I think RonV is right the SLT and West Slope/Sac groups had their own names and circles. People were siloed from each other and they seemed to like it that way! Collaboration is not something youth embraces with much enthusiasm.
rick sumner

Trad climber
reno, nevada/ wasilla alaska
Oct 3, 2014 - 10:24pm PT
Hell Charlie even the north shore and south shore guys largely ignored each other back then . Except that pesky duo of Max and Mark who frequently transitioned to our shore to embarass us. Those guys were probably the best free climbers in the world for a few years in the seventies.
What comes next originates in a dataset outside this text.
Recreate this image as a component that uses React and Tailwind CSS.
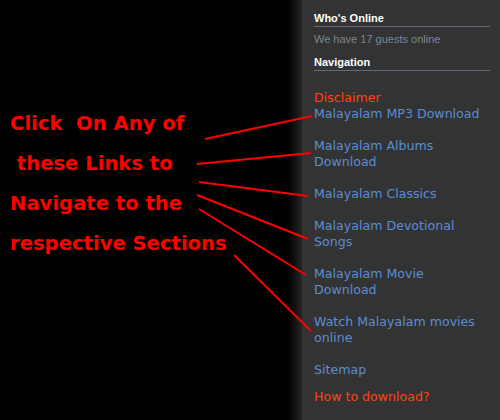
/**
 * Navigation help panel
 * Black canvas with red hints pointing at the sidebar links
 */

const links = [
    { label: 'Disclaimer', hot: true, gap: 'mt-[19px]' },
    { label: 'Malayalam MP3 Download', gap: '' },
    { label: 'Malayalam Albums Download', gap: 'mt-4' },
    { label: 'Malayalam Classics', gap: 'mt-4' },
    { label: 'Malayalam Devotional Songs', gap: 'mt-4' },
    { label: 'Malayalam Movie Download', gap: 'mt-4' },
    { label: 'Watch Malayalam movies online', gap: 'mt-4' },
    { label: 'Sitemap', gap: 'mt-4' },
    { label: 'How to download?', hot: true, gap: 'mt-[11px]' },
];

// arrows from the hint text to the links
const arrows = [
    [205, 139, 312, 116],
    [197, 164, 311, 153],
    [199, 182, 308, 196],
    [197, 195, 308, 239],
    [199, 209, 306, 275],
    [234, 255, 311, 331],
];

const App = () => {
    return (
        <div className="relative flex w-[500px] h-[420px] overflow-hidden bg-black">
            <div className="w-[283px] shrink-0 pt-[104px] pl-[10px] font-['DejaVu_Sans',sans-serif] font-bold text-[19.6px] leading-[40px] text-[#ff0000] whitespace-pre">
                <div>Click  On Any of</div>
                <div> these Links to</div>
                <div>Navigate to the</div>
                <div>respective Sections</div>
            </div>

            <div className="w-[19px] shrink-0 bg-gradient-to-r from-black via-[#0c0c0c] to-[#262626]"></div>

            <div className="w-[198px] shrink-0 bg-[#333333] pl-3 pr-[10px] pt-[11px] font-['Liberation_Sans',Arial,sans-serif]">
                <div className="text-[11px] leading-[14px] font-bold text-white pb-px border-b border-[#5d6b79]">
                    Who's Online
                </div>
                <p className="mt-[5px] text-[11px] leading-[14px] text-[#7c8792]">
                    We have 17 guests online
                </p>
                <div className="mt-[9px] text-[11px] leading-[14px] font-bold text-white pb-px border-b border-[#5d6b79]">
                    Navigation
                </div>
                <ul className="pr-2 font-['DejaVu_Sans',sans-serif] text-[12.6px] leading-4">
                    {links.map((link) => (
                        <li key={link.label} className={link.gap}>
                            <a className={link.hot ? 'text-[#ff4412]' : 'text-[#5b8dd3]'}>
                                {link.label}
                            </a>
                        </li>
                    ))}
                </ul>
            </div>

            <svg className="absolute inset-0 pointer-events-none" width="500" height="420" viewBox="0 0 500 420">
                {arrows.map(([x1, y1, x2, y2], i) => (
                    <line key={i} x1={x1} y1={y1} x2={x2} y2={y2} stroke="#ff0000" strokeWidth="2" />
                ))}
            </svg>
        </div>
    );
};

export default App;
Great days, close freinds, freedom and the belief we were actually doing something of importance in the then fringe pursuit of climbing.
RonV

Trad climber
Placerville
Topic Author's Reply - Oct 3, 2014 - 11:36pm PT
BLUE,
I have never climbed eagle rock. I've hiked around it one day and never returned with a rope. Now the lower canyon has several small hidden rocks and if you go far enough down canyon you come to the swinging Bridge on the way to Mosquito.
During my senior year of high school I was a chem TA. On my fist day in the lab I meet this college grad. An old guy. Bob Branscomb seemed lucid enough even though he was like 21 or 22. When I found out he was a rock climber I change my mind and decided he was nuts. Bob, Don Garrett and I started climbing together and the Mosquito Bridge became a common place for us to climb. Don lived right at the top of ridge on the way to the bridge.Bob wrote a guide book of Mosquito, then years later Will Cotrell wrote a new guide and called this area Mosquito Coast. Sh#t, another name change.

We lived.
End of story.

I'll let Bob explain the rest.
Norwegian

Trad climber
dancin on the tip of god's middle finger
Oct 4, 2014 - 03:45am PT
love is way better than the truth.
Charlie D.

Trad climber
Western Slope, Tahoe Sierra
Oct 4, 2014 - 06:29am PT
BLUE,

Dave Babich and Dave Stam did some climbing on a crag just east of Eagle Rock they called Sin City. Paul Brown who I think still lives at Pacific House did routes in the canyon on a number of smaller features. Paul took me on a tour of Branscomb/RonV routes up in the Crystal Basin. Amazing there is even some basalt up there. A route I remember was "Moving to Montana", somehow Bob ended up in Wyoming which I'm sure is a story in itself.

Rick,

I remember one time Jon Bowlin and I ran into you as you were putting together a guide that was to include Phantom Spires. You asked Bowlin about the Spires which was very much the focus of the Ghoulwe's and Hootowls and said, tell Barrett to get with me or I'll go there and climb all those routes myself. Too funny such energy and determination, hope you're well it's been a long time since we spoke.

CV,

Love you buddy and that's the truth!